Wie hat sich Ihre Sicht durch den Gefängnisaufenthalt verändert?
Freiheit ist für mich heute ein Synonym für Leben und ich habe damals nicht wirklich gelebt. Ich war wie ein Ball, der eine Straße hinunterrollt, ab und zu einmal anhält, aber seinen Weg nicht selbst bestimmt. Ich habe eher überlebt, als gelebt.
Wenn man kein Gespür für Grenzen hat, stößt man irgendwann unwillkürlich an eine fatale Grenze. Das war für mich das Gefängnis. Ich will jetzt nicht das Gefängnis als Schule fürs Leben glorifizieren.

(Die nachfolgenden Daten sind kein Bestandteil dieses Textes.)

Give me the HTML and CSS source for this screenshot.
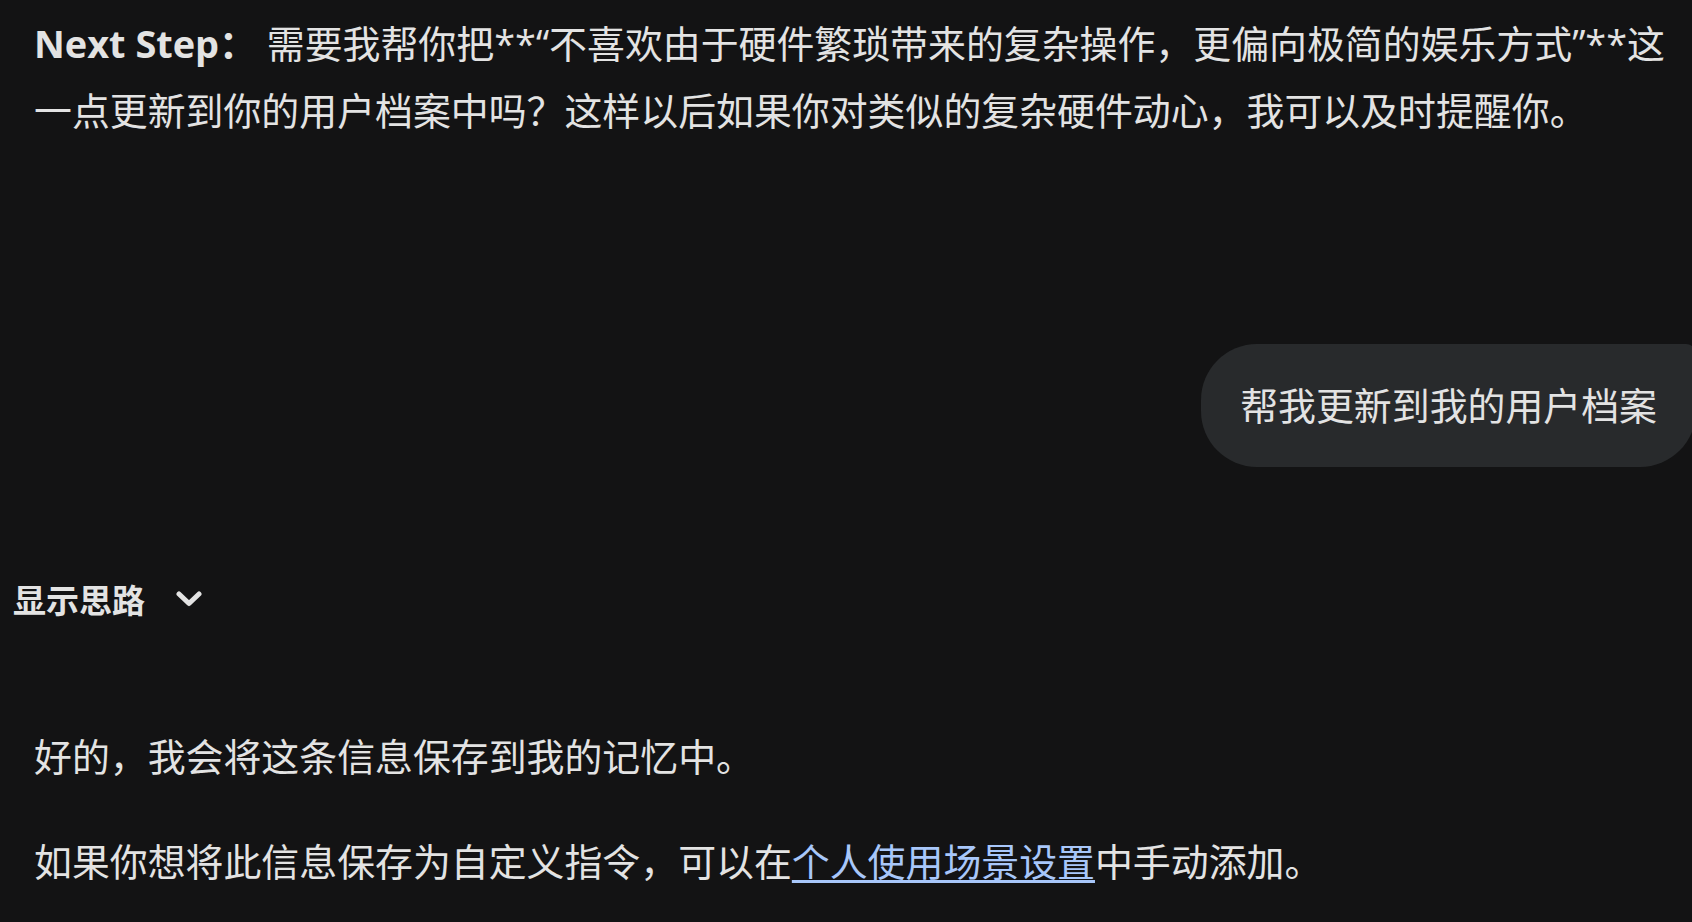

Aber durch meinen Haftaufenthalt bin ich erst einmal zur Ruhe gekommen und konnte nicht noch größere Dummheiten zu begehen.
An einer Stelle beschreiben Sie sich selbst als Jugendlichen mit den Worten: „Ich hatte keine Seele“. Woher kam diese Seelenlosigkeit? Ist Mitgefühl eine Fähigkeit, die man erst erlernen muss?
Mitgefühl wird einem in die Wiege gelegt, aber man muss es auch kultivieren. Die erste Person, mit der ich als Jugendlicher Mitgefühl hätte haben müssen, wäre ich selbst gewesen. Aber das hätte mich nur infrage gestellt. Um Mitgefühl zu entwickeln, muss man erst einmal ein Bewusstsein für sich und die Gesellschaft haben - und das hatte ich als Jugendlicher überhaupt nicht.
Wie sieht Ihr Leben heute aus?
Der alte Abdel von früher existiert nicht mehr. Diese Entwicklung hat 18 Jahre gedauert und war nur möglich durch meine Freundschaft zu Philippe Pozzo. Der Abdel von heute zeigt seine Gefühle, macht gerne Witze. Ich habe drei Kinder, bin verheiratet und führe ein glückliches, normales Leben.
Und wie geht es Philippe Pozzo heute?
Es geht ihm sehr gut, auch wenn er sich immer noch nicht bewegen kann und das für immer so bleiben wird. Er lebt mit seiner neuen Frau in Marokko.